Australia could be set to follow the US with rules that would delay public disclosure of serious cyberattacks on critical infrastructure operators to provide more time for mitigation and response.
The delay mechanism is one of five immediate changes that the government, through Home Affairs, is canvassing [pdf], a day after the release of a review into the country’s Security of Critical Infrastructure (SoCI) laws.
The government said that continuous disclosure requirements, particularly on ASX-listed critical infrastructure operators, could force them to reveal an incident prematurely, when it posed national security or public safety risks.
“While continuous disclosure obligations promote transparency and well-functioning markets, immediate disclosure in rare, high-risk cyber incidents may inadvertently undermine coordinated responses, reveal vulnerabilities, or heighten systemic risks,” a consultation paper states.
Any delay in public disclosure would be “temporary” - a hypothetical example suggests in the region of 30 days.

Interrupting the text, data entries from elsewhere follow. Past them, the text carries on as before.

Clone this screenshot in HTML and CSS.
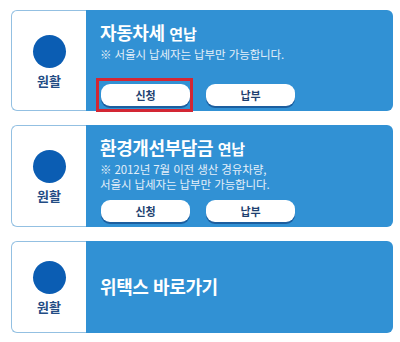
FILE: index.html
```html
<!DOCTYPE html>
<html lang="ko">
<head>
<meta charset="utf-8">
<link rel="stylesheet" href="styles.css">
</head>
<body>
<div class="list">
  <div class="card card-tall">
    <div class="status">
      <span class="dot"></span>
      <span class="status-label">원활</span>
    </div>
    <div class="body">
      <div class="title">자동차세 <span class="sub">연납</span></div>
      <p class="note">※ 서울시 납세자는 납부만 가능합니다.</p>
      <div class="actions">
        <button class="btn btn-focus">신청</button>
        <button class="btn">납부</button>
      </div>
    </div>
  </div>
  <div class="card card-tall2">
    <div class="status">
      <span class="dot"></span>
      <span class="status-label">원활</span>
    </div>
    <div class="body">
      <div class="title">환경개선부담금 <span class="sub">연납</span></div>
      <p class="note">※ 2012년 7월 이전 생산 경유차량,<br>서울시 납세자는 납부만 가능합니다.</p>
      <div class="actions">
        <button class="btn">신청</button>
        <button class="btn">납부</button>
      </div>
    </div>
  </div>
  <div class="card card-short">
    <div class="status">
      <span class="dot"></span>
      <span class="status-label">원활</span>
    </div>
    <div class="body body-center">
      <div class="title">위택스 바로가기</div>
    </div>
  </div>
</div>
</body>
</html>
```

FILE: styles.css
```css
* { box-sizing: border-box; }
html, body {
  margin: 0;
  padding: 0;
  background: #ffffff;
}
body {
  font-family: "Noto Sans CJK KR", "Noto Sans", sans-serif;
}
.list {
  display: flex;
  flex-direction: column;
  gap: 14px;
  padding: 10px 7px 0 11px;
}
.card {
  display: flex;
  border-radius: 6px;
}
.card-tall { height: 101px; }
.card-tall2 { height: 102px; }
.card-short { height: 92px; }
.status {
  width: 75px;
  flex: none;
  border: 1px solid #93c0e2;
  border-right: none;
  border-radius: 6px 0 0 6px;
  background: #ffffff;
  display: flex;
  flex-direction: column;
  align-items: center;
  justify-content: center;
  gap: 5px;
  padding-top: 2px;
}
.dot {
  width: 33px;
  height: 33px;
  border-radius: 50%;
  background: #0b5db3;
}
.status-label {
  font-size: 13px;
  font-weight: 700;
  color: #234c84;
  line-height: 16px;
}
.body {
  flex: 1;
  background: #3191d4;
  border-radius: 0 6px 6px 0;
  padding: 11px 10px 5px 14px;
  display: flex;
  flex-direction: column;
  color: #ffffff;
}
.body-center {
  justify-content: center;
  padding-top: 0;
  padding-bottom: 2px;
}
.title {
  font-size: 18px;
  font-weight: 700;
  line-height: 22px;
  letter-spacing: -0.4px;
}
.sub {
  font-size: 15px;
  font-weight: 700;
  letter-spacing: -0.2px;
}
.note {
  margin: 2px 0 0;
  font-size: 11.5px;
  line-height: 15px;
  color: #e4eff9;
  letter-spacing: -0.1px;
}
.actions {
  margin-top: auto;
  display: flex;
  gap: 16px;
  padding-left: 1px;
}
.btn {
  position: relative;
  width: 89px;
  height: 22px;
  border: none;
  border-radius: 9px;
  background: #ffffff;
  box-shadow: 0 2px 0 #1b5e9f;
  font-family: inherit;
  font-size: 11px;
  font-weight: 700;
  color: #1e3f70;
  padding: 0;
  line-height: 22px;
}
.btn-focus::after {
  content: "";
  position: absolute;
  left: -5px;
  right: -3px;
  top: -6px;
  bottom: -6px;
  border: 3px solid #d32634;
}
```
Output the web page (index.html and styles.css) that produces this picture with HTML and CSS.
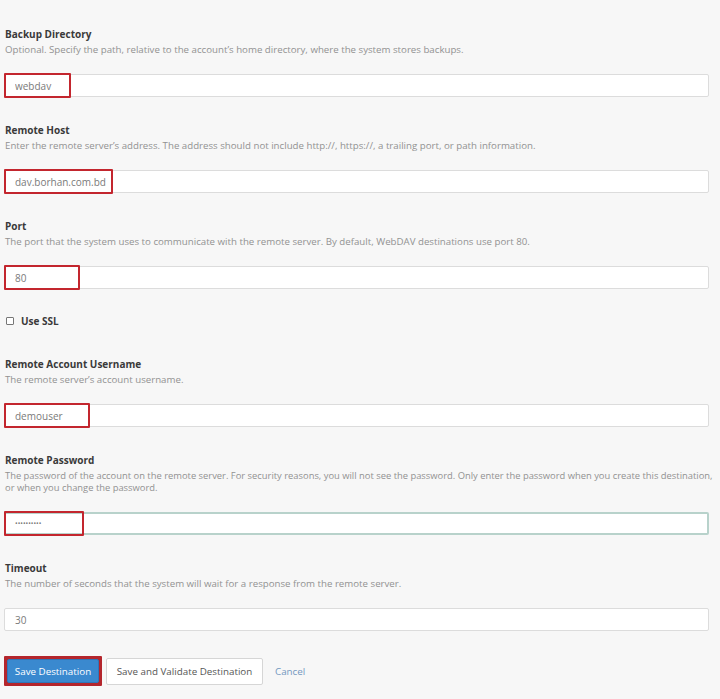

“The intent is not to shield entities from commercial impacts, but to prevent disclosure from compromising national security including significant flow-on impacts across the economy,” the consultation paper states.
Vendor product bans
Another proposed change would make it simpler for the government to direct “multiple entities” to stop using a particular vendor’s product or service if it was seen as a “systemic” security risk.
The government already uses the Protective Security Policy Framework (PSPF) to stop federal entities from using “certain products and web services in their networks”,
This has previously led to a ban on using Kaspersky products.
Critical infrastructure laws presently allow blocks only on an organisation-by-organisation basis.
“[This] is not a practical mechanism for addressing systemic vendor or technology-related risks that affect multiple entities or an entire sector,” it states.
“Where coordinated mitigation is required across an asset class, sector, or supply chain, the current framework is too narrow and operationally inefficient to provide a timely or consistent response to multiple entities at once.
“The government is considering a vendor-risk direction power to enable coordinated action where a specific vendor or its products, equipment, services or technologies, presents a material risk to national security.
“This power would ensure systemic supply chain vulnerabilities can be managed consistently across affected critical infrastructure entities and sectors.”